Breslin, tras una etapa inicial de cronista deportivo, escribió su primera columna como periodista free lance para el New York Herald Tribune precisamente en la primavera de 1963. Al contrario de Tom Wolfe, que se ocupó de retratar la fauna más esnob del uptown, Breslin halló la inspiración en la gente de la clase obrera con salarios miserables, los corredores de apuestas, los granujas y los delincuentes de poca monta. Para él todos los individuos tenían algo que contar y lo único que necesitaban era alguien que les escuchase y escribiese sus historias. La de Pollard es un ejemplo de cómo se puede saltar desde el penúltimo escalón al primer plano.

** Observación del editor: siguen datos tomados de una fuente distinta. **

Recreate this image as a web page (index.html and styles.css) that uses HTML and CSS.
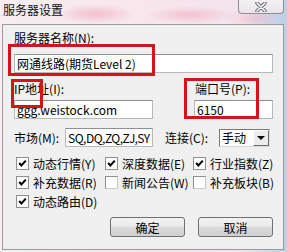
FILE: index.html
```html
<!DOCTYPE html>
<html lang="zh-CN">
<head>
    <meta charset="UTF-8">
    <title>服务器设置</title>
    <link rel="stylesheet" href="styles.css">
</head>
<body>

<div class="window">
    <div class="titlebar">
        <span class="title">服务器设置</span>
        <div class="close-btn">
            <svg width="12" height="10" viewBox="0 0 12 10">
                <path d="M2 1 L10 9 M10 1 L2 9" stroke="#5e6670" stroke-width="3.4" stroke-linecap="round"/>
                <path d="M2 1 L10 9 M10 1 L2 9" stroke="#ffffff" stroke-width="1.6" stroke-linecap="round"/>
            </svg>
        </div>
    </div>

    <div class="client">
        <div class="label">服务器名称(N):</div>
        <input class="edit edit-name" type="text" value="网通线路(期货Level 2)">

        <div class="addr-row">
            <div class="ip-col">
                <div class="label">IP地址(I):</div>
                <input class="edit" type="text" value="ggg.weistock.com">
            </div>
            <div class="port-col">
                <div class="label">端口号(P):</div>
                <input class="edit" type="text" value="6150">
            </div>
        </div>

        <div class="market-row">
            <span class="label market-label">市场(M):</span>
            <input class="edit edit-market" type="text" value="SQ,DQ,ZQ,ZJ,SY">
            <span class="label link-label">连接(C):</span>
            <div class="combo">
                <span class="combo-text">手动</span>
                <span class="combo-btn"><span class="arrow"></span></span>
            </div>
        </div>

        <div class="checks">
            <label class="check"><span class="box on"></span>动态行情(Y)</label>
            <label class="check"><span class="box on"></span>深度数据(E)</label>
            <label class="check"><span class="box on"></span>行业指数(Z)</label>
            <label class="check"><span class="box on"></span>补充数据(R)</label>
            <label class="check"><span class="box"></span>新闻公告(W)</label>
            <label class="check"><span class="box"></span>补充板块(B)</label>
            <label class="check"><span class="box on"></span>动态路由(D)</label>
        </div>

        <div class="buttons">
            <button class="btn">确定</button>
            <button class="btn">取消</button>
        </div>

        <!-- red highlight frames drawn over the dialog -->
        <div class="mark mark-name"></div>
        <div class="mark mark-ip"></div>
        <div class="mark mark-port"></div>
    </div>
</div>

</body>
</html>
```

FILE: styles.css
```css
body {
    margin: 0;
    padding: 0;
    font-family: "Noto Sans CJK SC", "Liberation Sans", sans-serif;
    font-size: 12px;
    color: #000;
}
.window {
    width: 287px;
    height: 252px;
    overflow: hidden;
    background:
        radial-gradient(ellipse 40px 10px at 95px 14px, rgba(236, 140, 165, 0.45), transparent),
        radial-gradient(ellipse 45px 9px at 190px 15px, rgba(236, 140, 165, 0.4), transparent),
        radial-gradient(ellipse 30px 10px at 255px 18px, rgba(236, 150, 170, 0.35), transparent),
        linear-gradient(to right, #f6eef1 0%, #f8e6ec 50%, #f3e4ec 85%, #b9d3ea 99%);
}
.titlebar {
    height: 24px;
    display: flex;
    align-items: flex-start;
}
.title {
    padding: 2px 0 0 3px;
    line-height: 16px;
    font-size: 12px;
    color: #111;
}
.close-btn {
    margin-left: auto;
    margin-right: 3px;
    width: 46px;
    height: 14px;
    box-sizing: border-box;
    border: 1px solid #8d8f94;
    border-top: none;
    border-radius: 0 0 4px 4px;
    background: linear-gradient(#f4f0f2, #e9e4e8);
    display: flex;
    align-items: center;
    justify-content: center;
}
.client {
    position: relative;
    margin: 0 3px 0 2px;
    height: 226px;
    box-sizing: border-box;
    border: 1px solid #9a9a9a;
    background: #f0f0f0;
    padding: 6px 10px 0 11px;
}
.label {
    line-height: 14px;
    height: 14px;
    white-space: nowrap;
}
.edit {
    display: block;
    box-sizing: border-box;
    height: 19px;
    margin: 0;
    padding: 0 2px;
    border: 1px solid #b7b9bd;
    border-top-color: #8e9094;
    background: #fff;
    font-family: inherit;
    font-size: 12px;
    color: #000;
    outline: none;
}
.edit-name {
    width: 259px;
    margin-top: 9px;
}
.addr-row {
    display: flex;
    margin-top: 9px;
}
.addr-row .edit {
    margin-top: 4px;
}
.ip-col {
    width: 139px;
}
.ip-col .edit {
    width: 139px;
}
.port-col {
    margin-left: 41px;
    width: 79px;
}
.port-col .label {
    padding-left: 1px;
}
.port-col .edit {
    width: 79px;
}
.market-row {
    display: flex;
    align-items: center;
    height: 19px;
    margin-top: 9px;
}
.market-label {
    width: 51px;
}
.edit-market {
    width: 88px;
    letter-spacing: -0.5px;
}
.link-label {
    margin-left: 12px;
    width: 54px;
}
.combo {
    display: flex;
    width: 51px;
    height: 18px;
    box-sizing: border-box;
    border: 1px solid #7a7a7a;
    border-right-color: #d8d8d8;
    border-bottom-color: #d8d8d8;
    background: #fff;
}
.combo-text {
    flex: 1;
    padding-left: 2px;
    line-height: 16px;
}
.combo-btn {
    width: 16px;
    height: 16px;
    box-sizing: border-box;
    border: 1px solid #fff;
    border-right-color: #6e6e6e;
    border-bottom-color: #6e6e6e;
    background: #ececec;
    display: flex;
    align-items: center;
    justify-content: center;
}
.arrow {
    width: 0;
    height: 0;
    border-left: 4px solid transparent;
    border-right: 4px solid transparent;
    border-top: 4px solid #000;
}
.checks {
    display: grid;
    grid-template-columns: 89px 88px auto;
    grid-auto-rows: 19px;
    margin-top: 7px;
    padding-left: 2px;
}
.check {
    display: flex;
    align-items: center;
    gap: 4px;
    white-space: nowrap;
}
.box {
    width: 13px;
    height: 13px;
    box-sizing: border-box;
    border: 1px solid #8e8f8f;
    border-right-color: #c9c9c9;
    border-bottom-color: #c9c9c9;
    background: #fff;
}
.box.on {
    border-color: #8e8f8f;
    background: #fff url("data:image/svg+xml;utf8,<svg xmlns='http://www.w3.org/2000/svg' width='11' height='11'><path d='M2.2 5 L4.4 7.4 L8.8 2.6' fill='none' stroke='black' stroke-width='2'/></svg>") no-repeat center;
}
.buttons {
    display: flex;
    justify-content: flex-end;
    gap: 13px;
    margin-top: 6px;
}
.btn {
    width: 75px;
    height: 20px;
    padding: 0;
    border: 1px solid #707070;
    border-radius: 3px;
    background: linear-gradient(#f2f2f2 0%, #ebebeb 45%, #dddddd 50%, #cfcfcf 100%);
    font-family: inherit;
    font-size: 12px;
    color: #000;
}
.mark {
    position: absolute;
    box-sizing: border-box;
    border: 3px solid #d4141c;
}
.mark-name {
    left: 5px;
    top: 19px;
    width: 147px;
    height: 32px;
}
.mark-ip {
    left: 8px;
    top: 54px;
    width: 32px;
    height: 29px;
}
.mark-port {
    left: 181px;
    top: 53px;
    width: 75px;
    height: 41px;
}
```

Hace tres años, Breslin estableció una relación entre el presente y el pasado más trágico de Estados Unidos al comparar la estrategia desestabilizadora del Tea Party con la locura racista de Sirhan Sirhan, el asesino de Robert Kennedy. "El Tea Party" -dijo- "es un elemento peligroso a punto de convertir el país en otra caldera hirviente de la violencia". Dallas, 1963, libro publicado de Bill Minutaglio y Steven L. Davis, no le habrá permitido arrepentirse de sus palabras. En sus páginas se muestra lo coagulada que se encontraba la sociedad texana por la derecha extrema en el momento de la visita de JFK a la ciudad. Los autores sitúan a la John Birch Society como precedente de los teapartiers actuales. Esta fue fundada a finales de los cincuenta en Indianápolis por Robert W. Welch, hombre de negocios y activista político, durante el período histórico Peligro Rojo. Esgrimía postulados derechistas radicales, posición vigilante ante el comunismo, defensa a ultranza del gobierno limitado y tenía el libertarismo económico norteamericano como bandera. Igual que sucede ahora con el Tea Party se arrogaba el legado de los padres de la patria, Washington y Jefferson, y tuvo un papel decisivo en la elección del ultraconservador Barry Goldwater como candidato republicano en 1964. Su paranoia era identificable con la de la organización que en la actualidad sigue sus pasos. Entre los más destacados birchers se encontraban el general Edwin A. Walker, un militar de extrema derecha, racista, que había dejado el Ejército en protesta por la política exterior y de derechos civiles de Kennedy, y los senadores Thurmond y Tower. Todos sostenían que la conspiración comunista había alcanzado su apogeo con Eisenhower y JFK.

Medicare entonces, como Obamacare ahora, era el mal fundamental de la nación. Un editorial del Dallas Morning News, editado por Ted Dealey, otro simpatizante bircher, mantenía que el apoyo de Kennedy al programa médico social sonaba sospechosamente parecido a un editorial en su favor publicado por "Worker", órgano oficial del Partido Comunista de Estados Unidos. Minutaglio y Davis recuerdan cómo en la radio Haroldson Lafayette Hunt, el magnate petrolero texano, llenaba las ondas con decenas de ataques contra Medicare, alegando que traería consigo una estela de muerte. El inquilino de la Casa Blanca, decían, se convertiría en una especie de zar médico con poder sobre la vida y la muerte de cada americano, hombre, mujer y niño. Muchos en Estados Unidos se habrán acordado al leerlo de Ted Cruz, senador por Texas y la figura más combativa del Tea Party en contra del sistema sanitario de Obama.

Hace hoy 50 años, la ciudad que visitaba JFK estaba sembrada de odio. No resulta difícil establecer semejanzas con el presente americano. Breslin y los autores de Dallas, 1963 no andan descaminados.